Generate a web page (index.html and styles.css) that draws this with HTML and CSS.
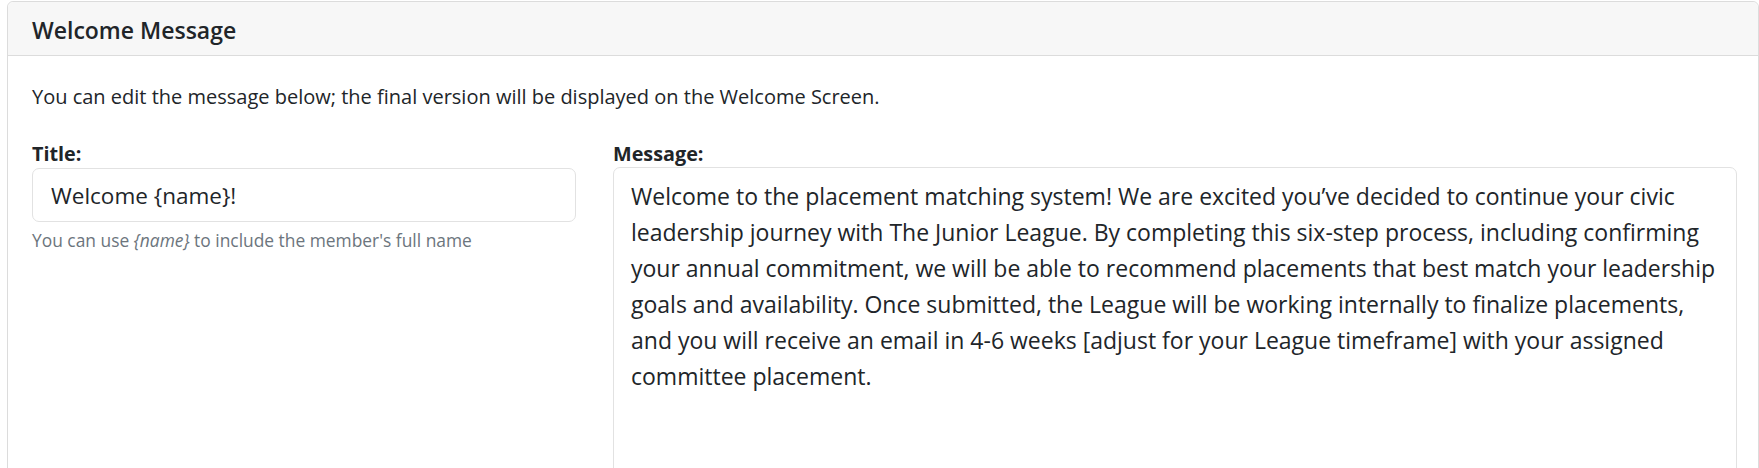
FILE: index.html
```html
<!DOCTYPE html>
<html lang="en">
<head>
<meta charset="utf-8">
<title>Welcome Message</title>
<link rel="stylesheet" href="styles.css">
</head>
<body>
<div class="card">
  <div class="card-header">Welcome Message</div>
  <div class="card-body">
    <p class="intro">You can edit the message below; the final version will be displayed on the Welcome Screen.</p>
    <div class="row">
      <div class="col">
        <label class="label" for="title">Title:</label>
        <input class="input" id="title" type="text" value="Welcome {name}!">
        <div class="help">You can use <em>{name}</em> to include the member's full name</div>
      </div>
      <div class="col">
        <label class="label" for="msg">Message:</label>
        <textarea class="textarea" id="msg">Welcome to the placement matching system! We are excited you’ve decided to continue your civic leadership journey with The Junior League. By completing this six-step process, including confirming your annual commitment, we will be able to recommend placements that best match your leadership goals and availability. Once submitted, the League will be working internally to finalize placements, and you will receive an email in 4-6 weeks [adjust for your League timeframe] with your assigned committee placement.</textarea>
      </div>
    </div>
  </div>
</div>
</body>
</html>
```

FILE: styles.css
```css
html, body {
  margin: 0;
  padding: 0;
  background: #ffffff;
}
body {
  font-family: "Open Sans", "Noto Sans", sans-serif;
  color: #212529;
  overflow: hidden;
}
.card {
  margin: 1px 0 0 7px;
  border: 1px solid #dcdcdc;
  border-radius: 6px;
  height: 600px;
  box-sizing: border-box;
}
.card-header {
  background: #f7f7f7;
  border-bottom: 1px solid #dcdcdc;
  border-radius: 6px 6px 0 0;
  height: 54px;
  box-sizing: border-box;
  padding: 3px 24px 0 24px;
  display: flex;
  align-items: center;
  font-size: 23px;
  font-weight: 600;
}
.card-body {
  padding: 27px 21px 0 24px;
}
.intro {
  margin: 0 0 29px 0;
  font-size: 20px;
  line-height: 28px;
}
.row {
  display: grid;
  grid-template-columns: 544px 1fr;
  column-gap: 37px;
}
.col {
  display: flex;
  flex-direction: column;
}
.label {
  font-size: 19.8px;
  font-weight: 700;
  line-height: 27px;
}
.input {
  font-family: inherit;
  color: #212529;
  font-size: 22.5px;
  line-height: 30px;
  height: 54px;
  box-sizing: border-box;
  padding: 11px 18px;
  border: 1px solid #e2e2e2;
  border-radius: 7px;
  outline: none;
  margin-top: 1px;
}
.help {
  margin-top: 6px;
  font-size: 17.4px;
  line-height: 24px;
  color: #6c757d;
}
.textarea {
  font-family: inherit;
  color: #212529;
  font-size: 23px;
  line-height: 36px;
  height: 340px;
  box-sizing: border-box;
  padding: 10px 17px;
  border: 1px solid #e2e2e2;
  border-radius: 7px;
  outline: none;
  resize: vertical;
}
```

____

Copy out all of the material exactly as written, without its pictures.

Result.
Generate a web page (index.html and styles.css) that draws this with HTML and CSS.
FILE: index.html
```html
<!DOCTYPE html>
<html lang="en">
<head>
<meta charset="utf-8">
<title>Welcome Message</title>
<link rel="stylesheet" href="styles.css">
</head>
<body>
<div class="card">
  <div class="card-header">Welcome Message</div>
  <div class="card-body">
    <p class="intro">You can edit the message below; the final version will be displayed on the Welcome Screen.</p>
    <div class="row">
      <div class="col">
        <label class="label" for="title">Title:</label>
        <input class="input" id="title" type="text" value="Welcome {name}!">
        <div class="help">You can use <em>{name}</em> to include the member's full name</div>
      </div>
      <div class="col">
        <label class="label" for="msg">Message:</label>
        <textarea class="textarea" id="msg">Welcome to the placement matching system! We are excited you’ve decided to continue your civic leadership journey with The Junior League. By completing this six-step process, including confirming your annual commitment, we will be able to recommend placements that best match your leadership goals and availability. Once submitted, the League will be working internally to finalize placements, and you will receive an email in 4-6 weeks [adjust for your League timeframe] with your assigned committee placement.</textarea>
      </div>
    </div>
  </div>
</div>
</body>
</html>
```

FILE: styles.css
```css
html, body {
  margin: 0;
  padding: 0;
  background: #ffffff;
}
body {
  font-family: "Open Sans", "Noto Sans", sans-serif;
  color: #212529;
  overflow: hidden;
}
.card {
  margin: 1px 0 0 7px;
  border: 1px solid #dcdcdc;
  border-radius: 6px;
  height: 600px;
  box-sizing: border-box;
}
.card-header {
  background: #f7f7f7;
  border-bottom: 1px solid #dcdcdc;
  border-radius: 6px 6px 0 0;
  height: 54px;
  box-sizing: border-box;
  padding: 3px 24px 0 24px;
  display: flex;
  align-items: center;
  font-size: 23px;
  font-weight: 600;
}
.card-body {
  padding: 27px 21px 0 24px;
}
.intro {
  margin: 0 0 29px 0;
  font-size: 20px;
  line-height: 28px;
}
.row {
  display: grid;
  grid-template-columns: 544px 1fr;
  column-gap: 37px;
}
.col {
  display: flex;
  flex-direction: column;
}
.label {
  font-size: 19.8px;
  font-weight: 700;
  line-height: 27px;
}
.input {
  font-family: inherit;
  color: #212529;
  font-size: 22.5px;
  line-height: 30px;
  height: 54px;
  box-sizing: border-box;
  padding: 11px 18px;
  border: 1px solid #e2e2e2;
  border-radius: 7px;
  outline: none;
  margin-top: 1px;
}
.help {
  margin-top: 6px;
  font-size: 17.4px;
  line-height: 24px;
  color: #6c757d;
}
.textarea {
  font-family: inherit;
  color: #212529;
  font-size: 23px;
  line-height: 36px;
  height: 340px;
  box-sizing: border-box;
  padding: 10px 17px;
  border: 1px solid #e2e2e2;
  border-radius: 7px;
  outline: none;
  resize: vertical;
}
```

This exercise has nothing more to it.